Power iteration: keep multiplying by \mathbf{A}. The direction converges to the leading eigenvector; the norm grows like \lambda_1^t:

torch.manual_seed(42)

k = 5
A = torch.randn(k, k, dtype=torch.float64)
A

tensor([[ 0.2996,  0.2424,  0.2832, -0.2329,  0.6712],
        [ 0.7818, -1.7903, -1.7484,  0.1735, -0.1182],
        [-1.7446, -0.4695,  0.4573,  0.5177, -0.2771],
        [-0.6641,  0.6551,  0.2616, -1.5265, -0.3311],
        [-0.6378,  0.1072,  0.7096,  0.3009, -0.2869]], dtype=torch.float64)

# Calculate the sequence of norms after repeatedly applying `A`
v_in = torch.randn(k, 1, dtype=torch.float64)

norm_list = [torch.norm(v_in).item()]
for i in range(1, 100):
    v_in = A @ v_in
    norm_list.append(torch.norm(v_in).item())

d2l.plot(torch.arange(0, 100), norm_list, 'Iteration', 'Value')

# Compute the scaling factor of the norms
norm_ratio_list = []
for i in range(1, 100):
    norm_ratio_list.append(norm_list[i]/norm_list[i - 1])

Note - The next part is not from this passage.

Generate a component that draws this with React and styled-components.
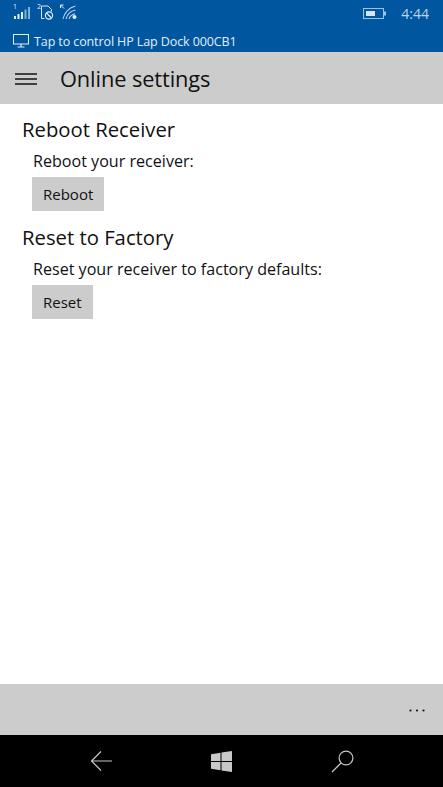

d2l.plot(torch.arange(1, 100), norm_ratio_list, 'Iteration', 'Ratio')

Relating back

After repeated multiplication, normalize the vector to read off the direction; the scale factor estimates the dominant eigenvalue.

# Compute the eigenvalues
eigs = torch.linalg.eig(A).eigenvalues.tolist()
norm_eigs = [torch.abs(torch.tensor(x)) for x in eigs]
norm_eigs.sort()
print(f'norms of eigenvalues: {norm_eigs}')

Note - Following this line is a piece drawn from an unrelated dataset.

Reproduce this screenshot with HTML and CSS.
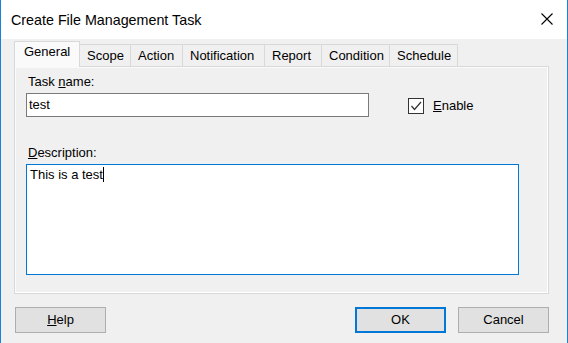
FILE: index.html
```html
<!DOCTYPE html>
<html>
<head>
<meta charset="utf-8">
<link rel="stylesheet" href="styles.css">
</head>
<body>
<div class="window">
  <div class="titlebar">
    <span class="title">Create File Management Task</span>
    <svg class="close" width="12" height="12" viewBox="0 0 12 12"><path d="M0.5 0.5 L11.5 11.5 M11.5 0.5 L0.5 11.5" stroke="#000" stroke-width="1.1" fill="none"/></svg>
  </div>
  <div class="content">
    <div class="tabs">
      <div class="tab active">General</div>
      <div class="tab">Scope</div>
      <div class="tab">Action</div>
      <div class="tab">Notification</div>
      <div class="tab">Report</div>
      <div class="tab">Condition</div>
      <div class="tab last">Schedule</div>
    </div>
    <div class="panel">
      <div class="label first">Task <u>n</u>ame:</div>
      <div class="row">
        <div class="input">test</div>
        <div class="check">
          <span class="box"><svg width="14" height="14" viewBox="0 0 14 14"><path d="M2.5 7 L5.5 10.5 L12 3" stroke="#333" stroke-width="1.2" fill="none"/></svg></span>
          <span class="check-label"><u>E</u>nable</span>
        </div>
      </div>
      <div class="label desc"><u>D</u>escription:</div>
      <div class="textarea">This is a test<span class="caret"></span></div>
    </div>
    <div class="buttons">
      <div class="btn"><u>H</u>elp</div>
      <div class="spacer"></div>
      <div class="btn default">OK</div>
      <div class="btn">Cancel</div>
    </div>
  </div>
</div>
</body>
</html>
```
FILE: styles.css
```css
html, body {
  margin: 0;
  padding: 0;
  background: #f0f0f0;
}
body {
  font-family: "Liberation Sans", Arial, sans-serif;
  font-size: 13px;
  color: #000;
}
.window {
  width: 568px;
  height: 343px;
  box-sizing: border-box;
  border-left: 1px solid #1883d7;
  border-right: 1px solid #1883d7;
  background: #f0f0f0;
  display: flex;
  flex-direction: column;
}
.titlebar {
  height: 39px;
  background: #fff;
  display: flex;
  align-items: center;
  padding: 0 14px 0 10px;
  flex: none;
}
.title {
  font-size: 14.3px;
  flex: 1;
  margin-top: 1px;
}
.close {
  display: block;
  margin-bottom: 1px;
}
.content {
  padding: 2px 18px 0 13px;
  display: flex;
  flex-direction: column;
}
.tabs {
  display: flex;
  align-items: flex-end;
  height: 25px;
}
.tab {
  height: 22px;
  box-sizing: border-box;
  border: 1px solid #d9d9d9;
  border-right: none;
  border-bottom: none;
  background: #f0f0f0;
  line-height: 21px;
  padding: 0 7px;
  white-space: nowrap;
}
.tab.last {
  border-right: 1px solid #d9d9d9;
}
.tab:nth-child(2) { width: 51px; }
.tab:nth-child(3) { width: 52px; }
.tab:nth-child(4) { width: 82px; }
.tab:nth-child(5) { width: 57px; }
.tab:nth-child(6) { width: 68px; }
.tab:nth-child(7) { width: 69px; }
.tab.active {
  width: 66px;
  height: 26px;
  margin-bottom: -1px;
  position: relative;
  z-index: 1;
  background: #fafafa;
  border-right: 1px solid #d9d9d9;
  margin-right: -1px;
  line-height: 20px;
  padding: 0 9px;
}
.tab.active + .tab {
  border-left: 1px solid #d9d9d9;
}
.panel {
  height: 228px;
  box-sizing: border-box;
  border: 1px solid #d9d9d9;
  box-shadow: inset -1px -1px 0 #fff, inset 1px 1px 0 #fafafa;
  padding: 0 30px 0 11px;
  display: flex;
  flex-direction: column;
}
.label {
  line-height: 15px;
  padding-left: 2px;
}
.label.first {
  margin-top: 7px;
}
.row {
  display: flex;
  align-items: center;
  margin-top: 4px;
}
.input {
  width: 343px;
  height: 24px;
  box-sizing: border-box;
  border: 1px solid #7a7a7a;
  background: #fff;
  padding: 0 2px;
  line-height: 22px;
}
.check {
  display: flex;
  align-items: center;
  margin-left: 39px;
  margin-top: 1px;
}
.box {
  width: 16px;
  height: 16px;
  box-sizing: border-box;
  border: 1px solid #333;
  background: #fff;
  display: flex;
  align-items: center;
  justify-content: center;
}
.box svg { display: block; }
.check-label {
  margin-left: 9px;
}
.label.desc {
  margin-top: 28px;
}
.textarea {
  margin-top: 4px;
  width: 493px;
  height: 111px;
  box-sizing: border-box;
  border: 1px solid #0078d7;
  background: #fff;
  padding: 2px 3px;
  line-height: 15px;
}
.caret {
  display: inline-block;
  width: 1px;
  height: 15px;
  background: #000;
  vertical-align: top;
}
.buttons {
  display: flex;
  margin-top: 13px;
  padding-left: 1px;
}
.spacer { flex: 1; }
.btn {
  width: 91px;
  height: 26px;
  box-sizing: border-box;
  border: 1px solid #adadad;
  background: #e1e1e1;
  text-align: center;
  line-height: 24px;
}
.btn.default {
  border: 2px solid #0078d7;
  line-height: 22px;
  margin-right: 12px;
}
```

norms of eigenvalues: [tensor(0.3490), tensor(1.1296), tensor(1.1296), tensor(1.1828), tensor(2.4532)]

# Rescale the matrix `A`
A /= norm_eigs[-1]

# Do the same experiment again
v_in = torch.randn(k, 1, dtype=torch.float64)

norm_list = [torch.norm(v_in).item()]
for i in range(1, 100):
    v_in = A @ v_in
    norm_list.append(torch.norm(v_in).item())

d2l.plot(torch.arange(0, 100), norm_list, 'Iteration', 'Value')

# Also plot the ratio
norm_ratio_list = []
for i in range(1, 100):
    norm_ratio_list.append(norm_list[i]/norm_list[i-1])

d2l.plot(torch.arange(1, 100), norm_ratio_list, 'Iteration', 'Ratio')

Recap

\mathbf{A}\mathbf{v} = \lambda \mathbf{v}: \mathbf{A} acts as scaling along the eigenvector axes.
Largest |\lambda| controls long-run iterated dynamics.
Symmetric matrices have orthonormal eigenvectors and real eigenvalues — the basis for PCA.
Vanishing/exploding RNN gradients = “iterated map” with bad spectral radius.